ING is providing the committed loan, which has a utilisation period of two years and a tenor of 6.5 years. Sace says the deal is an “important and unique transaction” because it is not tied to a particular project but will instead be used to award contracts to Italian firms for Çalık Enerji’s “upcoming” power and renewable energy developments in third countries.

The deal will help Çalık Enerji – the first Turkish energy firm to benefit from this type of Sace cover – to grow its procurement from Italian companies.

Sace says the facility “will give opportunities and increase competitiveness of Italian companies, including SMEs, to bid for upcoming projects”.
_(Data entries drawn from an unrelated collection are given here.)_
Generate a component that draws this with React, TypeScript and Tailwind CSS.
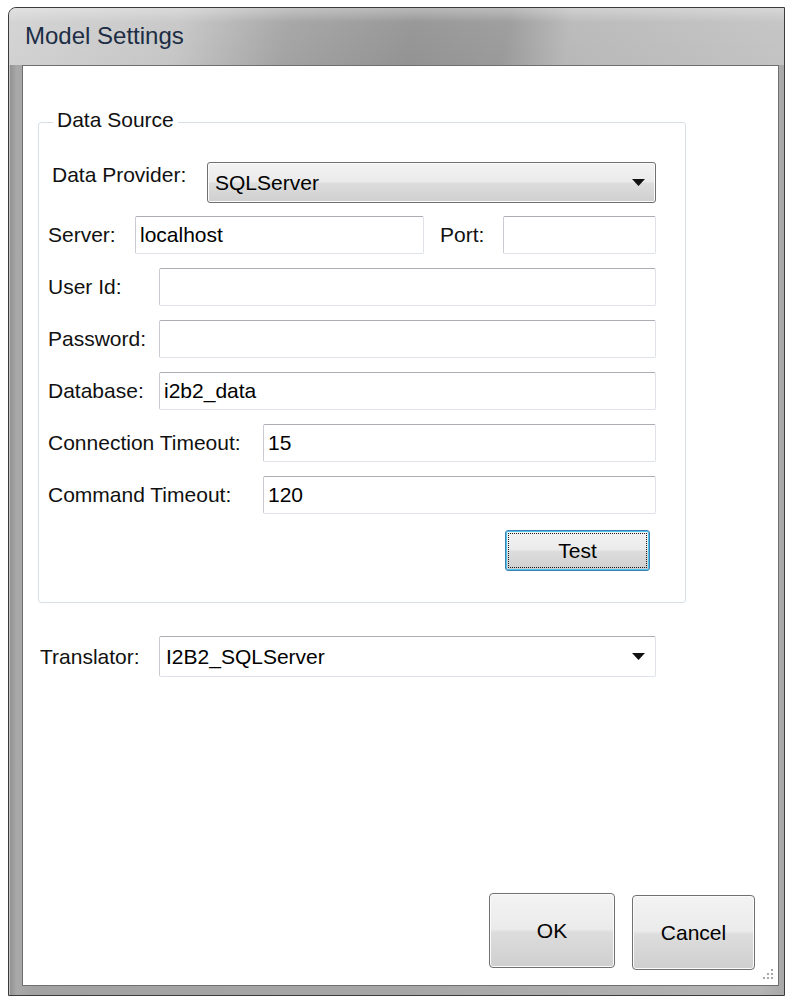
import React from "react";

// Win7-style push button face
const BUTTON_FACE =
  "bg-[linear-gradient(180deg,#f3f3f3_0%,#ebebeb_48%,#dddddd_52%,#cfcfcf_100%)]";

const DownArrow = () => (
  <svg width="13" height="7" viewBox="0 0 13 7" className="shrink-0">
    <path d="M0 0H13L6.5 7Z" fill="#111" />
  </svg>
);

const TextBox = ({ value = "", className = "" }: { value?: string; className?: string }) => (
  <input
    readOnly
    defaultValue={value}
    className={`h-[38px] rounded-[2px] border border-[#dfe3e9] border-t-[#abadb3] border-l-[#c9ccd2] bg-white pl-[4px] text-[21px] text-black outline-none ${className}`}
  />
);

const Label = ({ text, className = "" }: { text: string; className?: string }) => (
  <span className={`shrink-0 leading-[24px] whitespace-nowrap ${className}`}>{text}</span>
);

const ResizeGrip = () => (
  <svg width="14" height="14" viewBox="0 0 14 14" className="absolute right-[3px] bottom-[3px]">
    {[
      [10, 1],
      [10, 5],
      [6, 5],
      [10, 9],
      [6, 9],
      [2, 9],
    ].map(([x, y]) => (
      <g key={`${x}-${y}`}>
        <rect x={x + 1} y={y + 1} width="2" height="2" fill="#ffffff" />
        <rect x={x} y={y} width="2" height="2" fill="#a7a7a7" />
      </g>
    ))}
  </svg>
);

export default function App() {
  return (
    <div className="h-[996px] w-[785px] overflow-hidden bg-white pt-[7px] pl-[8px] font-['Liberation_Sans',Arial,sans-serif] text-[21px] text-[#111]">
      {/* window frame */}
      <div className="flex h-[989px] w-[777px] flex-col rounded-tl-[8px] border border-[#3b3b3b] bg-[linear-gradient(90deg,#8f8f8f_0%,#a9a9a9_1%,#a2a2a2_3%,#a6a6a6_50%,#b4b4b4_97%,#a8a8a8_100%)] shadow-[inset_1px_1px_0_rgba(255,255,255,0.45)]">
        {/* title bar */}
        <div className="flex h-[57px] shrink-0 items-center rounded-tl-[7px] bg-[linear-gradient(180deg,rgba(255,255,255,0.35)_0%,rgba(255,255,255,0.05)_25%,rgba(0,0,0,0)_100%),linear-gradient(100deg,#d2d2d2_0%,#c6c6c6_22%,#a3a3a3_36%,#939393_52%,#9a9a9a_64%,#b8b8b8_72%,#c3c3c3_100%)] pb-[2px] pl-[16px]">
          <span className="text-[24px] leading-[28px] text-[#1c2d45]">Model Settings</span>
        </div>

        {/* client area */}
        <div className="relative ml-[13px] flex h-[921px] w-[757px] flex-col border border-[#6f6f6f] bg-white">
          <fieldset className="mt-[42px] ml-[15px] w-[648px] rounded-[3px] border border-[#d5dfe5] px-[9px] pt-[26px] pb-[31px]">
            <legend className="ml-[5px] px-[4px] pb-[4px] leading-[24px]">Data Source</legend>

            <div className="flex flex-col">
              {/* provider */}
              <div className="flex h-[41px] items-start">
                <Label text="Data Provider:" className="mt-[1px] ml-[4px] w-[155px]" />
                <div
                  className={`flex h-[41px] w-[449px] items-center justify-between rounded-[3px] border border-[#707070] ${BUTTON_FACE} pr-[10px] pl-[7px] shadow-[inset_0_0_0_1px_#fbfbfb]`}
                >
                  <span className="text-black">SQLServer</span>
                  <DownArrow />
                </div>
              </div>

              <div className="mt-[13px] flex h-[38px] items-center">
                <Label text="Server:" className="w-[87px]" />
                <TextBox value="localhost" className="w-[289px]" />
                <Label text="Port:" className="ml-[16px] w-[63px]" />
                <TextBox className="w-[153px]" />
              </div>

              <div className="mt-[14px] flex h-[38px] items-center">
                <Label text="User Id:" className="w-[111px]" />
                <TextBox className="w-[497px]" />
              </div>

              <div className="mt-[14px] flex h-[38px] items-center">
                <Label text="Password:" className="w-[111px]" />
                <TextBox className="w-[497px]" />
              </div>

              <div className="mt-[14px] flex h-[38px] items-center">
                <Label text="Database:" className="w-[111px]" />
                <TextBox value="i2b2_data" className="w-[497px]" />
              </div>

              <div className="mt-[14px] flex h-[38px] items-center">
                <Label text="Connection Timeout:" className="w-[215px]" />
                <TextBox value="15" className="w-[393px]" />
              </div>

              <div className="mt-[14px] flex h-[38px] items-center">
                <Label text="Command Timeout:" className="w-[215px]" />
                <TextBox value="120" className="w-[393px]" />
              </div>

              {/* focused default button */}
              <button
                className={`mt-[16px] ml-[457px] flex h-[41px] w-[145px] rounded-[3px] border border-[#3c7fb1] ${BUTTON_FACE} p-[1px] shadow-[inset_0_0_0_1px_#4fc3ee]`}
              >
                <span className="m-[1px] flex flex-1 items-center justify-center border border-dotted border-[#1a1a1a] text-black">
                  Test
                </span>
              </button>
            </div>
          </fieldset>

          {/* translator */}
          <div className="mt-[33px] ml-[17px] flex h-[41px] items-center">
            <Label text="Translator:" className="w-[119px]" />
            <div className="flex h-[41px] w-[497px] items-center justify-between rounded-[2px] border border-[#dfe3e9] border-t-[#abadb3] border-l-[#c9ccd2] bg-white pr-[10px] pl-[6px]">
              <span className="text-black">I2B2_SQLServer</span>
              <DownArrow />
            </div>
          </div>

          <div className="flex-1" />

          <div className="flex items-start justify-end gap-[17px] pr-[23px] pb-[15px]">
            <button
              className={`h-[75px] w-[126px] rounded-[4px] border border-[#707070] ${BUTTON_FACE} text-black shadow-[inset_0_0_0_1px_#fbfbfb]`}
            >
              OK
            </button>
            <button
              className={`mt-[2px] h-[75px] w-[123px] rounded-[4px] border border-[#707070] ${BUTTON_FACE} text-black shadow-[inset_0_0_0_1px_#fbfbfb]`}
            >
              Cancel
            </button>
          </div>

          <ResizeGrip />
        </div>
      </div>
    </div>
  );
}
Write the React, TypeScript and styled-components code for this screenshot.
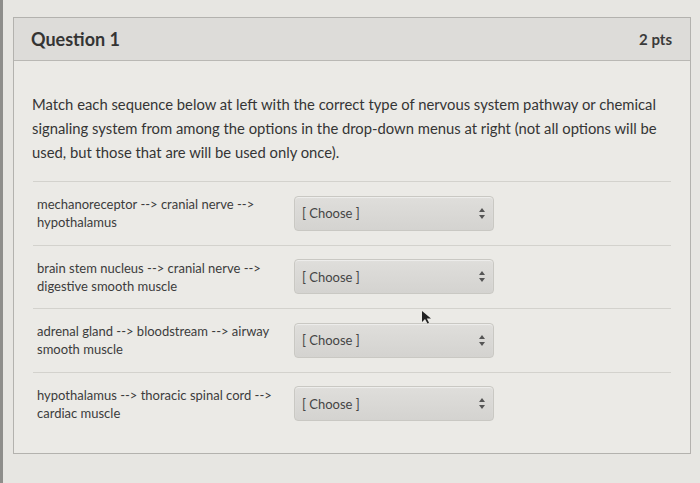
import styled, { createGlobalStyle } from "styled-components";

const Global = createGlobalStyle`
  html, body {
    margin: 0;
    padding: 0;
    background: #e7e6e2;
    font-family: Lato, "Open Sans", sans-serif;
    color: #3b3b3b;
  }
`;

const Screen = styled.div`
  position: relative;
  width: 700px;
  height: 483px;
  box-sizing: border-box;
  padding: 17px 9px 0 10px;
  border-left: 3px solid #8e8e8b;
  background: #e7e6e2;
  overflow: hidden;
`;

const Card = styled.section`
  border: 1px solid #b3b2ae;
  background: #ebeae6;
`;

const Header = styled.header`
  height: 42px;
  display: flex;
  align-items: center;
  justify-content: space-between;
  padding: 0 18px 0 17px;
  background: #dddcd9;
  border-bottom: 1px solid #b9b8b4;
`;

const Title = styled.h2`
  margin: 0;
  font-size: 18px;
  font-weight: 700;
  color: #343434;
`;

const Points = styled.span`
  font-size: 15px;
  font-weight: 700;
  color: #3a3a3a;
`;

const Body = styled.div`
  padding: 31px 19px 18px 18px;
`;

const Prompt = styled.p`
  margin: 0 0 17px;
  font-size: 14.8px;
  line-height: 24px;
  color: #353535;
`;

const Row = styled.div`
  height: 62.5px;
  display: flex;
  align-items: center;
  gap: 9px;
  margin-left: 1px;
  padding-left: 4px;
  border-top: 1px solid #d3d2cd;
`;

const Sequence = styled.div`
  width: 248px;
  font-size: 13px;
  line-height: 18px;
  color: #3c3c3c;
`;

const Select = styled.div`
  width: 200px;
  height: 35px;
  box-sizing: border-box;
  display: flex;
  align-items: center;
  justify-content: space-between;
  padding: 0 8px 0 7px;
  border: 1px solid #c9c8c3;
  border-radius: 4px;
  background: linear-gradient(#dfdedb, #d4d3d0);
  box-shadow: inset 0 1px 1px rgba(255, 255, 255, 0.5);
  font-size: 13px;
  color: #454545;
`;

const Cursor = styled.svg`
  position: absolute;
  left: 418px;
  top: 310px;
`;

const Arrows = () => (
  <svg width="6" height="11" viewBox="0 0 6 11">
    <path d="M3 0 L6 4 L0 4 Z" fill="#555" />
    <path d="M3 11 L6 7 L0 7 Z" fill="#555" />
  </svg>
);

const rows = [
  "mechanoreceptor --> cranial nerve --> hypothalamus",
  "brain stem nucleus --> cranial nerve --> digestive smooth muscle",
  "adrenal gland --> bloodstream --> airway smooth muscle",
  "hypothalamus --> thoracic spinal cord --> cardiac muscle",
];

export default function App() {
  return (
    <Screen>
      <Global />
      <Card>
        <Header>
          <Title>Question 1</Title>
          <Points>2 pts</Points>
        </Header>
        <Body>
          <Prompt>
            Match each sequence below at left with the correct type of nervous
            system pathway or chemical signaling system from among the options
            in the drop-down menus at right (not all options will be used, but
            those that are will be used only once).
          </Prompt>
          {rows.map((r) => (
            <Row key={r}>
              <Sequence>{r}</Sequence>
              <Select>
                <span>[ Choose ]</span>
                <Arrows />
              </Select>
            </Row>
          ))}
        </Body>
      </Card>
      <Cursor width="12" height="14" viewBox="0 0 12 14">
        <path d="M1 1 L1 12 L4 9 L6.5 13.5 L8 12.8 L5.8 8.5 L10 8.5 Z" fill="#222" />
      </Cursor>
    </Screen>
  );
}
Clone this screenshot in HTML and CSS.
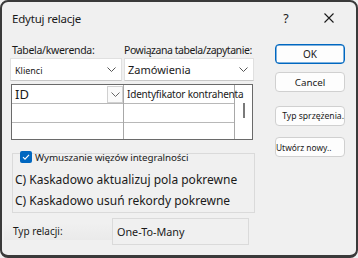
FILE: index.html
```html
<!DOCTYPE html>
<html lang="pl">
<head>
<meta charset="utf-8">
<link rel="stylesheet" href="styles.css">
</head>
<body>
<div class="dialog">
  <div class="titlebar">
    <span class="title">Edytuj relacje</span>
    <span class="help">?</span>
    <span class="close"><svg width="10" height="10" viewBox="0 0 10 10"><path d="M0.5 0.5L9.5 9.5M9.5 0.5L0.5 9.5" stroke="#1a1a1a" stroke-width="1.1" fill="none"/></svg></span>
  </div>
  <div class="content">
    <div class="main">
      <div class="labels">
        <span class="lbl lbl1">Tabela/kwerenda:</span>
        <span class="lbl lbl2">Powiązana tabela/zapytanie:</span>
      </div>
      <div class="combos">
        <div class="combo combo1"><span class="ctext small">Klienci</span><svg class="chev" width="9" height="5" viewBox="0 0 9 5"><path d="M0.5 0.5L4.5 4.5L8.5 0.5" stroke="#555" stroke-width="1" fill="none"/></svg></div>
        <div class="combo combo2"><span class="ctext">Zamówienia</span><svg class="chev" width="9" height="5" viewBox="0 0 9 5"><path d="M0.5 0.5L4.5 4.5L8.5 0.5" stroke="#555" stroke-width="1" fill="none"/></svg></div>
      </div>
      <div class="grid">
        <div class="cols">
          <div class="col c1">
            <div class="cell head"><span class="idtext">ID</span><span class="dd"><svg width="9" height="5" viewBox="0 0 9 5"><path d="M0.5 0.5L4.5 4.5L8.5 0.5" stroke="#666" stroke-width="1" fill="none"/></svg></span></div>
            <div class="cell"></div>
            <div class="cell last"></div>
          </div>
          <div class="scroll"><span class="thumb"></span></div>
          <div class="col c2">
            <div class="cell head"><span class="fktext">Identyfikator kontrahenta</span></div>
            <div class="cell"></div>
            <div class="cell last"></div>
          </div>
        </div>
      </div>
      <div class="group">
        <div class="chkrow">
          <span class="chk"><svg width="12" height="12" viewBox="0 0 12 12"><path d="M3 6.2L5 8.2L9 3.8" stroke="#fff" stroke-width="1.1" fill="none"/></svg></span>
          <span class="chklabel">Wymuszanie więzów integralności</span>
        </div>
        <div class="opt opt1">C) Kaskadowo aktualizuj pola pokrewne</div>
        <div class="opt opt2">C) Kaskadowo usuń rekordy pokrewne</div>
      </div>
      <div class="reltype">
        <span class="rlabel">Typ relacji:</span>
        <span class="rvalue">One-To-Many</span>
      </div>
    </div>
    <div class="buttons">
      <button class="btn ok">OK</button>
      <button class="btn cancel">Cancel</button>
      <button class="btn join">Typ sprzężenia.</button>
      <button class="btn create">Utwórz nowy..</button>
    </div>
  </div>
</div>
</body>
</html>
```
FILE: styles.css
```css
* { box-sizing: border-box; }
html, body { margin: 0; padding: 0; background: #f0f0f0; }
body { width: 358px; height: 258px; overflow: hidden; font-family: "Noto Sans", "Open Sans", sans-serif; color: #1a1a1a; }
.dialog {
  width: 358px; height: 258px;
  border: 2px solid #3a3a3a; border-bottom-width: 3px;
  border-radius: 8px;
  background: #f0f0f0;
  display: flex; flex-direction: column;
}
.titlebar { height: 32px; display: flex; align-items: center; padding-left: 10px; }
.title { font-size: 11.5px; letter-spacing: -0.2px; flex: 1; }
.help { font-size: 12.5px; width: 20px; margin-right: 28px; text-align: center; }
.close { width: 10px; height: 10px; margin-right: 22px; display: flex; }
.content { display: flex; padding-left: 8px; }
.main { width: 247px; display: flex; flex-direction: column; }
.labels { display: flex; height: 16px; margin-top: 8px; font-size: 10.5px; line-height: 16px; white-space: nowrap; }
.lbl1 { width: 114px; padding-left: 2px; letter-spacing: -0.3px; }
.lbl2 { letter-spacing: -0.45px; }
.combos { display: flex; gap: 2px; }
.combo { height: 23px; background: #fff; border: 1px solid #e0e0e0; border-bottom-color: #c8c8c8; display: flex; align-items: center; }
.combo1 { width: 112px; padding-left: 4px; }
.combo2 { width: 130px; padding-left: 3px; }
.ctext { font-size: 11px; flex: 1; white-space: nowrap; }
.ctext.small { font-size: 9px; padding-top: 2px; }
.chev { margin-right: 5px; }
.grid { margin-top: 3px; margin-left: 1px; width: 242px; height: 56px; border: 1px solid #6a6a6a; background: #fff; }
.cols { display: flex; height: 100%; }
.col { display: flex; flex-direction: column; }
.c1 { width: 112px; border-right: 1px solid #a8a8a8; }
.c2 { width: 111px; border-right: 1px solid #a8a8a8; order: 2; }
.cell { height: 19px; border-bottom: 1px solid #b8b8b8; display: flex; align-items: center; }
.cell.last { border-bottom: none; flex: 1; }
.idtext { font-size: 13px; padding-left: 3px; flex: 1; }
.dd { width: 16px; height: 17px; border: 1px solid #d0d0d0; background: #fafafa; display: flex; align-items: center; justify-content: center; }
.fktext { font-size: 10px; letter-spacing: -0.2px; padding-left: 3px; white-space: nowrap; }
.scroll { flex: 1; position: relative; order: 3; }
.thumb { position: absolute; left: 8px; top: 18px; width: 2px; height: 15px; background: #7a7a7a; }
.group { margin-top: 13px; margin-left: 2px; width: 243px; height: 60px; border: 1px solid #dadada; }
.chkrow { display: flex; align-items: center; margin-top: -4px; margin-left: 7px; height: 13px; }
.chk { width: 12px; height: 12px; background: #0067c0; border-radius: 2px; display: flex; }
.chklabel { font-size: 9.8px; letter-spacing: -0.1px; margin-left: 3px; padding-top: 2px; white-space: nowrap; }
.opt { font-size: 12px; padding-left: 2px; height: 21px; line-height: 21px; white-space: nowrap; }
.opt1 { margin-top: 6px; }
.reltype { display: flex; align-items: center; margin-top: 5px; height: 27px; }
.rlabel { width: 108px; font-size: 10px; margin-left: -6px; padding-left: 9px; background: linear-gradient(#f0f0f0, #eaeaea); height: 17px; line-height: 17px; }
.rvalue { width: 137px; height: 27px; border: 1px solid #dadada; font-size: 10.8px; line-height: 25px; padding-left: 4px; white-space: nowrap; }
.buttons { display: flex; flex-direction: column; margin-left: 18px; padding-top: 10px; }
.btn { width: 70px; height: 20px; background: #fdfdfd; border: 1px solid #d0d0d0; border-radius: 4px; font-family: inherit; font-size: 10px; color: #1a1a1a; padding: 0; white-space: nowrap; }
.ok { border: 1px solid #0067c0; box-shadow: inset 0 0 0 0.5px #0067c0; }
.cancel { margin-top: 8px; font-size: 9.8px; }
.join { margin-top: 14px; font-size: 8.6px; text-align: right; padding-right: 0; overflow: visible; }
.create { margin-top: 11px; font-size: 8.4px; text-align: left; padding-left: 0; }
```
It is the first time Sace has combined features of a multi-tied buyer’s credit and a traditional buyer’s credit product under a single committed facility, the ECA adds.

Naci Can, Çalık Enerji’s project finance and treasury director, tells GTR that Sace is at the “forefront of ECAs in coming up with innovative medium and long-term products, including bundling smaller ticket export contracts into a single committed facility – an area often ignored by large institutions and yet impactful for exporters and buyers”.

“This coupled with ING’s structuring expertise and operational capability enabled us to close this innovative financing and in compliance with OECD rules,” Can adds. The facility includes disbursements based on past contracts.

The firm is active in engineering, procurement and construction contracts in the energy sector, utilities, and renewable energy investments. It aims to grow its renewable energy portfolio to 1,050 megawatts by the end of the decade.